Esta espiritualidad no pretende ser desencarnada. Lejos del espiritualismo neoplatónico que contempla al cuerpo como cárcel del alma, él mira a la materia como madre y por tanto estrechamente ligada al nacimiento y a la vida. Por eso se canta con gozo en XXIII:

Materia, madre, mar, María,
nombres que vienen del origen
llenando el sabor y el sentido
de un mismo jugo en sus raíces.
Materia que es la madre pura
tendida a parir lo que existe,
místico ensueño de inocencia
recogiendo las formas vírgenes.[9]

“La humildad de este libro ha hecho que los estudiosos lo contemplen sencillamente como la expresión de un momento de cambio en la poética de Vitier, pero concediéndole solo un valor circunstancial”.

El penúltimo poema se apoya en un antiguo cántico, el Pange lingua, compuesto por Tomás de Aquino como alabanza del sacramento de la presencia de Cristo en el pan y el vino consagrados. Vitier se une al júbilo del texto original y lo hace suyo:

Canta la noche tremenda,
alcázar de los deseos,
y las lumbreras girando
con inefable silencio.
Canta la luz que dibuja
el discurso de los cerros,
chispeando el oro en la copa
de los árboles serenos.[10]

Tras la aparente humildad y despojamiento de estos versos que rehúyen cualquier tipo de culteranismo, no solo está el oficio de un poeta ya maduro, sino su asimilación de muchísimas lecturas de la tradición hispánica, desde Teresa de Ávila y Juan de la Cruz, pasando por fray Luis de León, hasta Juan Ramón Jiménez y José Martí, cuyos Versos sencillos evocamos más de una vez ante algunas de sus páginas.

La humildad de este libro ha hecho que los estudiosos lo contemplen sencillamente como la expresión de un momento de cambio en la poética de Vitier, pero concediéndole solo un valor circunstancial. El hecho de que el autor lo convirtiera en el pórtico de su segundo ciclo poético, Testimonios, le ha dado la apariencia de ser un simple conductor hacia creaciones mayores. Sin embargo, fue concebido de manera autónoma y los juicios positivos de críticos tan diversos como Anita Arroyo, Rafael Suárez Solís, Mirta Aguirre y el mismísimo Lezama, permiten constatar que su aparente condición “menor” es la de una discreta grandeza, porque, además, en ese manojo de estrofas están prefiguradas las creaciones futuras del nuevo Cintio, sean Los papeles de Jacinto Finalé o las páginas imprescindibles de Ese sol del mundo moral.

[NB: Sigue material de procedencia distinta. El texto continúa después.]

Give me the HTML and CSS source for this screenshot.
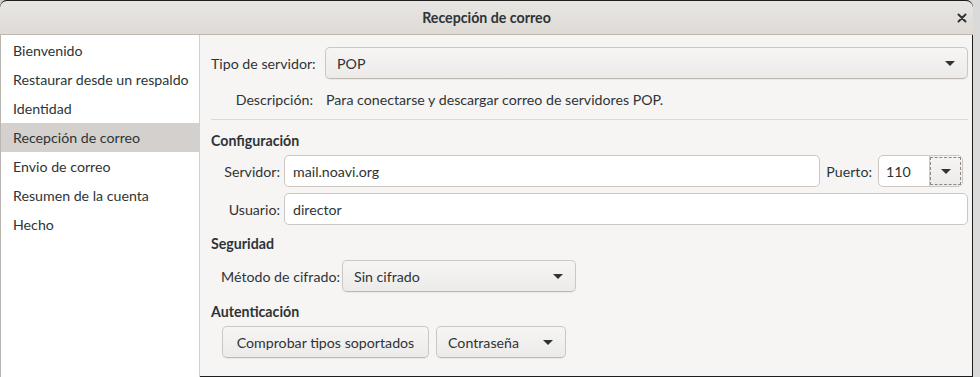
FILE: index.html
```html
<!DOCTYPE html>
<html lang="es">
<head>
<meta charset="utf-8">
<title>Recepción de correo</title>
<link rel="stylesheet" href="styles.css">
</head>
<body>
<div class="window">
  <header class="titlebar">
    <span class="title">Recepción de correo</span>
    <span class="close" aria-label="Cerrar">
      <svg width="10" height="10" viewBox="0 0 10 10"><path d="M1.5 1.5 L8.5 8.5 M8.5 1.5 L1.5 8.5" stroke="#2e3436" stroke-width="2" stroke-linecap="round"/></svg>
    </span>
  </header>
  <div class="content">
    <nav class="sidebar">
      <div class="item">Bienvenido</div>
      <div class="item">Restaurar desde un respaldo</div>
      <div class="item">Identidad</div>
      <div class="item selected">Recepción de correo</div>
      <div class="item">Envio de correo</div>
      <div class="item">Resumen de la cuenta</div>
      <div class="item">Hecho</div>
    </nav>
    <main class="main">
      <div class="toprow">
        <span class="toplabel">Tipo de servidor:</span>
        <div class="combo wide"><span>POP</span><span class="arrow"></span></div>
      </div>
      <div class="descrow">
        <span class="toplabel right">Descripción:</span>
        <span class="desc">Para conectarse y descargar correo de servidores POP.</span>
      </div>
      <div class="separator"></div>
      <div class="heading">Configuración</div>
      <div class="fieldrow first">
        <span class="flabel">Servidor:</span>
        <div class="entry grow">mail.noavi.org</div>
        <span class="plabel">Puerto:</span>
        <div class="spin"><span class="spinval">110</span><span class="spinbtn"><span class="arrow"></span></span></div>
      </div>
      <div class="fieldrow second">
        <span class="flabel">Usuario:</span>
        <div class="entry grow">director</div>
      </div>
      <div class="heading sec">Seguridad</div>
      <div class="cifrow">
        <span class="clabel">Método de cifrado:</span>
        <div class="combo cif"><span>Sin cifrado</span><span class="arrow"></span></div>
      </div>
      <div class="heading auth">Autenticación</div>
      <div class="authrow">
        <div class="button check">Comprobar tipos soportados</div>
        <div class="combo pass"><span>Contraseña</span><span class="arrow"></span></div>
      </div>
    </main>
  </div>
</div>
</body>
</html>
```

FILE: styles.css
```css
html, body {
  margin: 0;
  padding: 0;
}
body {
  width: 980px;
  height: 377px;
  overflow: hidden;
  background: linear-gradient(to right, #cfcfcf, #dadada);
  font-family: "Lato", "Noto Sans", sans-serif;
  font-size: 14.2px;
  color: #2e3436;
}
.window {
  width: 973px;
  height: 377px;
  display: flex;
  flex-direction: column;
  background: #f6f5f4;
  border-radius: 7px 7px 0 0;
  box-shadow: 0 0 0 1px #1e1e1e inset;
  overflow: hidden;
}
.titlebar {
  flex: none;
  display: flex;
  align-items: center;
  justify-content: center;
  position: relative;
  background: linear-gradient(to bottom, #e8e6e3, #dedad6);
  border-top: 1px solid #1e1e1e;
  border-bottom: 1px solid #bfb8b1;
  box-sizing: border-box;
  height: 35px;
  border-radius: 7px 7px 0 0;
}
.title {
  font-weight: bold;
  font-size: 14.2px;
  color: #2e3436;
}
.close {
  position: absolute;
  right: 6px;
  top: 12px;
  width: 10px;
  height: 10px;
  display: flex;
}
.content {
  flex: 1;
  display: flex;
}
.sidebar {
  width: 198px;
  flex: none;
  background: #ffffff;
  border-left: 1px solid #b8b4b0;
  border-right: 1px solid #d5d0cc;
  padding-top: 1px;
}
.item {
  height: 29px;
  line-height: 29px;
  padding-left: 12px;
  white-space: nowrap;
}
.item.selected {
  background: #d3d0cd;
}
.main {
  flex: 1;
  padding: 12px 5px 0 11px;
  display: flex;
  flex-direction: column;
}
.toprow {
  display: flex;
  align-items: center;
  height: 32px;
}
.toplabel {
  width: 102px;
  flex: none;
  text-align: right;
  margin-right: 12px;
  white-space: nowrap;
}
.descrow {
  display: flex;
  align-items: center;
  margin-top: 12px;
  height: 18px;
  line-height: 18px;
  white-space: nowrap;
}
.desc {
  margin-left: 1px;
}
.separator {
  margin-top: 10px;
  height: 1px;
  background: #dcd8d4;
}
.heading {
  font-weight: bold;
  line-height: 18px;
  height: 18px;
  margin-top: 12px;
}
.heading.sec {
  margin-top: 10px;
}
.heading.auth {
  margin-top: 11px;
}
.combo {
  box-sizing: border-box;
  height: 32px;
  display: flex;
  align-items: center;
  justify-content: space-between;
  padding: 0 12px 0 11px;
  border: 1px solid #cdc7c2;
  border-bottom-color: #bfb8b1;
  border-radius: 5px;
  background: linear-gradient(to bottom, #f6f5f4, #edebe9);
  box-shadow: 0 1px 1px rgba(0,0,0,0.05);
  white-space: nowrap;
}
.combo.wide {
  flex: 1;
}
.arrow {
  width: 0;
  height: 0;
  border-left: 5px solid transparent;
  border-right: 5px solid transparent;
  border-top: 5px solid #2e3436;
  margin-top: 1px;
}
.fieldrow {
  display: flex;
  align-items: center;
  height: 32px;
}
.fieldrow.first {
  margin-top: 5px;
  padding-right: 5px;
}
.fieldrow.second {
  margin-top: 6px;
}
.flabel {
  width: 59px;
  margin-left: 10px;
  margin-right: 4px;
  text-align: right;
  flex: none;
  white-space: nowrap;
}
.entry {
  box-sizing: border-box;
  height: 32px;
  display: flex;
  align-items: center;
  padding: 0 8px;
  background: #ffffff;
  border: 1px solid #cdc7c2;
  border-radius: 5px;
  white-space: nowrap;
}
.grow {
  flex: 1;
}
.plabel {
  margin: 0 6px;
  white-space: nowrap;
}
.spin {
  box-sizing: border-box;
  width: 85px;
  height: 32px;
  display: flex;
  border: 1px solid #cdc7c2;
  border-radius: 5px;
  background: #ffffff;
  overflow: hidden;
}
.spinval {
  flex: 1;
  display: flex;
  align-items: center;
  padding-left: 7px;
}
.spinbtn {
  width: 32px;
  flex: none;
  display: flex;
  align-items: center;
  justify-content: center;
  background: linear-gradient(to bottom, #f6f5f4, #edebe9);
  border-left: 1px solid #cdc7c2;
  outline: 1px dashed #8c8a88;
  outline-offset: -2px;
}
.cifrow {
  display: flex;
  align-items: center;
  margin-top: 7px;
  height: 32px;
}
.clabel {
  width: 121px;
  margin-left: 10px;
  flex: none;
  white-space: nowrap;
}
.combo.cif {
  width: 234px;
}
.authrow {
  display: flex;
  align-items: center;
  margin-top: 5px;
  padding-left: 11px;
  gap: 7px;
}
.button {
  box-sizing: border-box;
  height: 32px;
  display: flex;
  align-items: center;
  justify-content: center;
  border: 1px solid #cdc7c2;
  border-bottom-color: #bfb8b1;
  border-radius: 5px;
  background: linear-gradient(to bottom, #f6f5f4, #edebe9);
  box-shadow: 0 1px 1px rgba(0,0,0,0.05);
  white-space: nowrap;
}
.button.check {
  width: 207px;
}
.combo.pass {
  width: 130px;
  padding-left: 11px;
  padding-right: 12px;
}
```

Como afirmó proféticamente Lezama en el artículo “Cantos de Cintio Vitier”, publicado en el Diario de la Marina en 1956:

Como su obra anterior, la actual que se brinda, parte de la condición de la poesía como testimonio. Todos tenemos que reconocer esa delicadeza de Cintio Vitier, atento al nacimiento de toda palabra poética que le roce. Testimonio verídico, pues está acompañado también de su verídica consumación, de la trágica suspensión que acompaña todo testimonio. Él ha sido, en realidad de poesía, uno de los pocos ejemplos que podemos mostrar de delicadeza, de testimonio, de propia consumación. Cuando exista entre nosotros, repetimos para terminar, el paisaje lejano, que reconstruye por evocación, las misteriosas tejedoras repasarán sus sílabas para penetrar por transparencia o salvarse por conjuro.[11]


Notas:
[1] CV: “Palabras del hijo pródigo” (VIII). Vísperas. Editorial Letras Cubanas, La Habana, 2007, p. 349.
[2] CV: (I). Canto llano. Ediciones Orígenes, La Habana, 1956, p. 9
[3] CV: (III). Canto llano, p. 11.
[4] CV: (VI). Canto llano, p. 14.
[5] CV: (XII). Canto llano, p. 20.
[6] CV: (XIV). Canto llano, p. 22.
[7] CV: (XVIII). Canto llano, p. 26.
[8] CV: (XX). Canto llano, p. 28.
[9] CV: (XXIII). Canto llano, p. 31.
[10] CV: (XLIX). Canto llano, p. 60.
[11] José Lezama Lima: “Cantos de Cintio Vitier”. En: Tratados en La Habana. Obras completas. Editorial Letras Cubanas, La Habana, 2009, p. 152.